On June 7, head coach Travis Gaster will test new waters as he, his wife, his two children and another family of three will take seven senior football players out of the country to Nicaragua.
“It’s called Los Brasiles, flying into Managua — it’s a whole bunch of places that I’ve never been to and never heard of,” Gaster said. “There’s a comfort factor there that a lot of people I know and trust have been there several times and built relationships. I’m just really looking forward to getting the kids there and going to work for people who don’t have much.”
This is the third mission trip Gaster has led in his time as the head coach. The group will work with Imagine Ministries and Open Hearts Nicaragua to support two rescue homes, a school, a feeding program, a church and any other needs that need to be met in Los Brasiles and La Chureca.
The first trip was in 2017 to Lumberton, where the Bulldogs served with the Baptist Men’s Disaster Relief teams in the wake of Hurricane Matthew. In 2018, Gaster led a team to New York City to serve in various homeless shelters, boys and girls clubs and other ministry outreach programs.
The seven seniors going are Jacob Edens, Hinton Cox, Brady Mohiser, Blake Raynor, Caleb Jones, Scott Vollgrebe and Eric Chavez.
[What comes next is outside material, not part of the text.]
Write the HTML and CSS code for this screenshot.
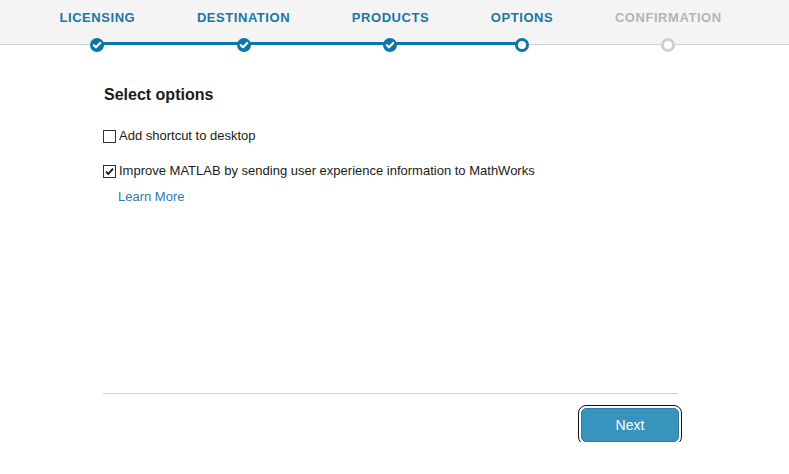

The trip needed $28,000 to fund the eight-day trip for all 14 people, and they were able to do it through fundraisers.
“What holds you back from taking this trip is just money, and I didn’t think that was a good enough excuse for us not to go,” Gaster said. “I believe this is what we’re supposed to be doing.”
Gaster said the New York trip last year inspired his team’s 9-1 season. Gaster said there’s nothing they can do at home that can match the bonding of going into unfamiliar places and helping others.
“You can’t get together and go to Bojangles and eat, and have that same bond that you build when it’s night after night after night of being together,” Gaster said. “Getting on an airplane together, believing in one another that we can go and do good work, that we can come back safe and be better men and women — I think that’s huge.”
A devout Christian, Gaster wants to influence his player’s lives with more than teaching them about football. He said the one thing that all the trips have in common is helping people in need.
“There’s a need for love and need for work right here in Princeton, you don’t have to go to Nicaragua for that, but I feel like it gets us away from phones, away from technology, away from Wi-Fi and cell phones. When you go somewhere and people are living in playpens, and the walls are like road signs, I think it will be an eye-opener,” Gaster said. “If you look at their life (his players) as a huge puzzle, there are pieces to that puzzle that they have to find themselves. You never know what they have to do, or need to do, to learn those things, but when you can put those opportunities out there for the kids to go, feel safe, and do it with their brothers, you can overcome fear and let yourself loose to love on people that you don’t know.”
The Bulldogs are no longer taking donations for this trip, but have started accepting contributions for 2020.